I am just now starting to read some of MacDonald’s other fiction, such as Border Town Girl.
Clarice. I love her name. I love her high cheekbones and penetrating gaze. And most of all, I love the beauty of her thoughts and writings. She wrote in Portuguese, but she was born Chaya Pinkhasivna Lispector in Chechelnyk, Ukraine. To escape the horrors of the Civil War between the Red and White Russians, her Jewish parents fled with their infant daughter to Recife in northeastern Brazil. At an early age, it was discovered that she could write well enough to be published. And she became one of the great women novelists and short story writers of the 20th century.
I am reading short pieces she wrote for Brazilian publications.
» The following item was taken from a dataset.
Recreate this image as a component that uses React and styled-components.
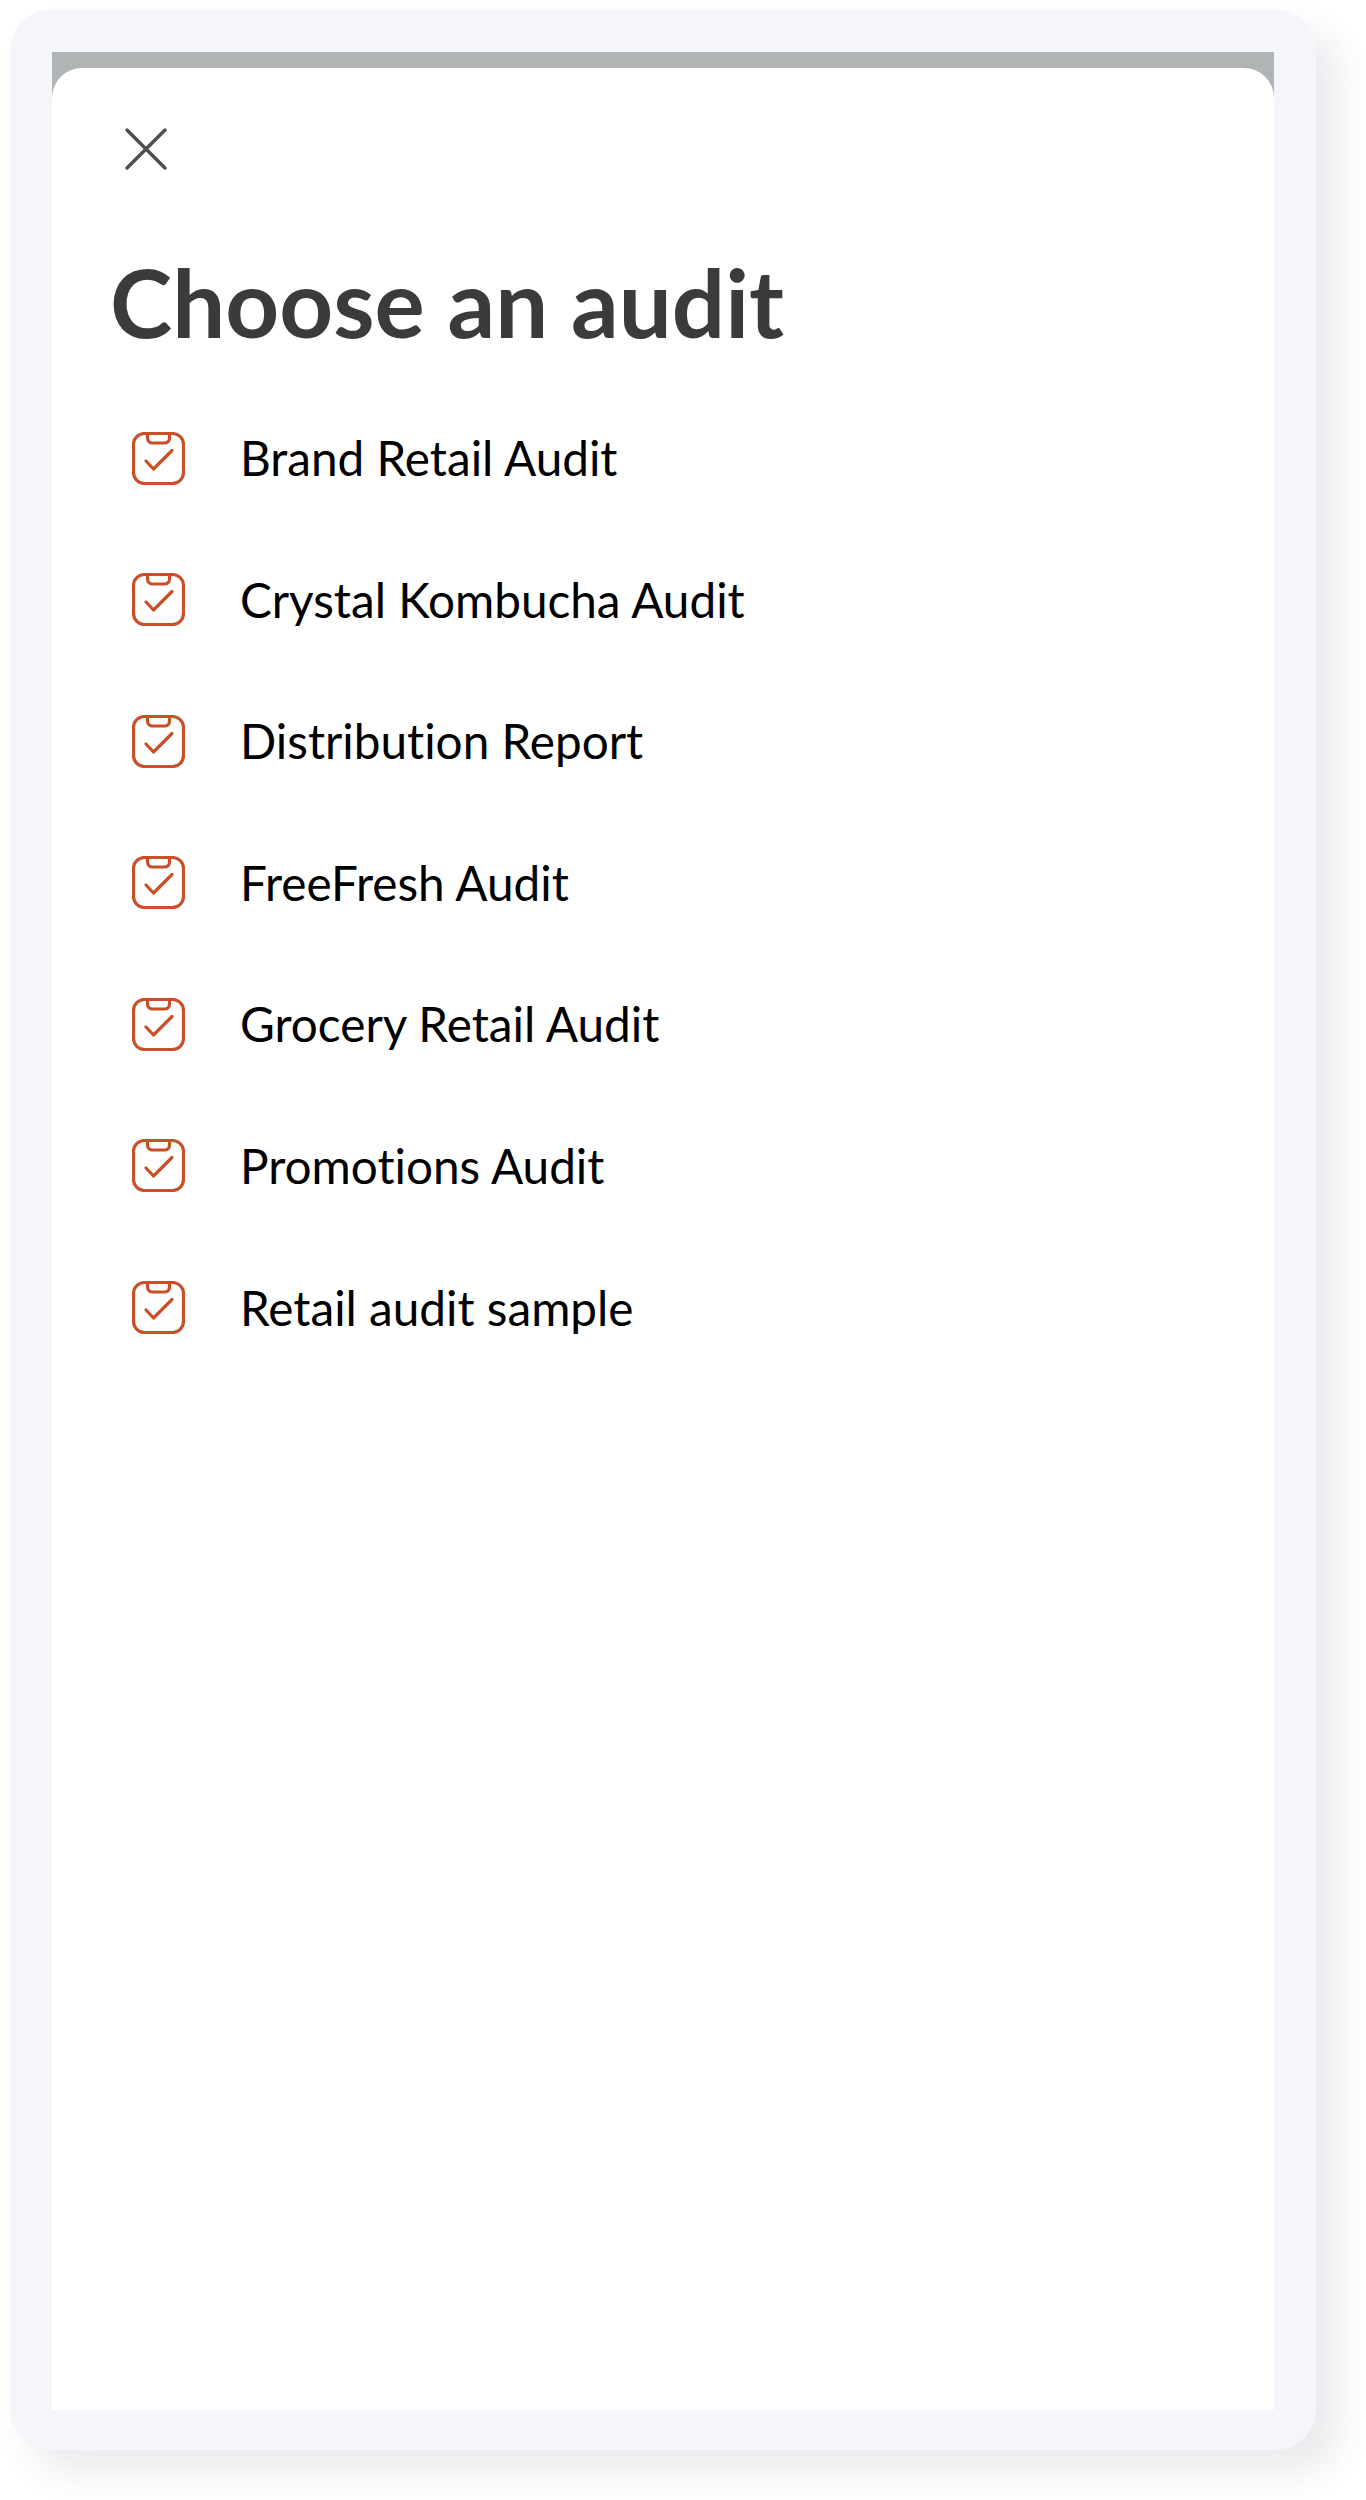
import React from "react";
import styled, { createGlobalStyle } from "styled-components";

const Global = createGlobalStyle`
  html, body { margin: 0; padding: 0; background: #fff; }
  * { box-sizing: border-box; }
`;

const Page = styled.div`
  width: 1366px;
  height: 2500px;
  padding: 10px 50px 50px 10px;
  font-family: Lato, "Open Sans", sans-serif;
  font-variant-ligatures: none;
  overflow: hidden;
`;

const Frame = styled.div`
  width: 1306px;
  height: 2440px;
  padding: 42px 42px 40px;
  background: #f5f6fc;
  border-radius: 40px;
  box-shadow: 22px 22px 36px rgba(60, 66, 90, 0.11);
  display: flex;
`;

const Screen = styled.div`
  flex: 1;
  padding-top: 16px;
  background: linear-gradient(#b0b4b5 0 60px, #fff 60px);
  display: flex;
`;

const Sheet = styled.div`
  flex: 1;
  background: #fff;
  border-radius: 30px 30px 0 0;
  padding: 59px 0 0 58px;
`;

const CloseButton = styled.button`
  display: block;
  width: 44px;
  height: 44px;
  margin: 0 0 0 14px;
  padding: 0;
  border: 0;
  background: none;
  color: #4d4d4d;
`;

const Title = styled.h1`
  margin: 71px 0 0;
  font-size: 94px;
  line-height: 120px;
  font-weight: 700;
  color: #3b3b3b;
`;

const List = styled.ul`
  list-style: none;
  margin: 56px 0 0 22px;
  padding: 0;
  display: flex;
  flex-direction: column;
  gap: 61.6px;
`;

const Row = styled.li`
  display: flex;
  align-items: center;
  gap: 55px;
  height: 80px;
`;

const Name = styled.span`
  font-size: 47.7px;
  line-height: 80px;
  color: #000;
`;

const CloseIcon = () => (
  <svg width="44" height="44" viewBox="0 0 44 44" fill="none" stroke="currentColor" strokeWidth="3.4" strokeLinecap="round">
    <path d="M3 3 L41 41 M41 3 L3 41" />
  </svg>
);

const AuditIcon = () => (
  <svg width="53" height="53" viewBox="0 0 53 53" fill="none" stroke="#c84f27" strokeWidth="3.2" strokeLinecap="round" strokeLinejoin="round">
    <rect x="1.5" y="1.5" width="50" height="50" rx="11" />
    <path d="M15.5 2 V6 a5 5 0 0 0 5 5 H32.5 a5 5 0 0 0 5 -5 V2" />
    <path d="M14 29 L21.5 37 L40 18.5" />
  </svg>
);

const audits = [
  "Brand Retail Audit",
  "Crystal Kombucha Audit",
  "Distribution Report",
  "FreeFresh Audit",
  "Grocery Retail Audit",
  "Promotions Audit",
  "Retail audit sample",
];

export default function App() {
  return (
    <Page>
      <Global />
      <Frame>
        <Screen>
          <Sheet>
            <CloseButton aria-label="Close">
              <CloseIcon />
            </CloseButton>
            <Title>Choose an audit</Title>
            <List>
              {audits.map((a) => (
                <Row key={a}>
                  <AuditIcon />
                  <Name>{a}</Name>
                </Row>
              ))}
            </List>
          </Sheet>
        </Screen>
      </Frame>
    </Page>
  );
}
They are called Crônicas and were recently published in a volume called Too Much of Life, which I am slowly reading with great pleasure.
This is the first of several posts in which I will present one of her Crônicas. I hope you enjoy them.
HOW TO DEAL WITH WHAT ONE HAS
A being lives inside me as if he were entirely at home, and he is. He is a glossy black horse who, despite being entirely wild—for he has never lived inside anyone else and no one has ever put reins or a saddle on him—despite being entirely wild, he has, for that very reason, the primitive gentleness of one who knows no fear: he sometimes eats from my hand. His muzzle is moist and cool. I kiss his muzzle. When I die, the black horse will be left homeless and will suffer greatly. Unless he chooses another house that is not afraid of him being simultaneously both wild and gentle. I should say that he has no name: you just have to call him and that is his name. Or perhaps not, but summon him in a gently authoritative voice, and he will come. If he senses and feels that a body is vacant, he will trot silently in. I should also warn you not to be afraid of his neighing: we mistakenly think that we are the ones neighing with pleasure or rage.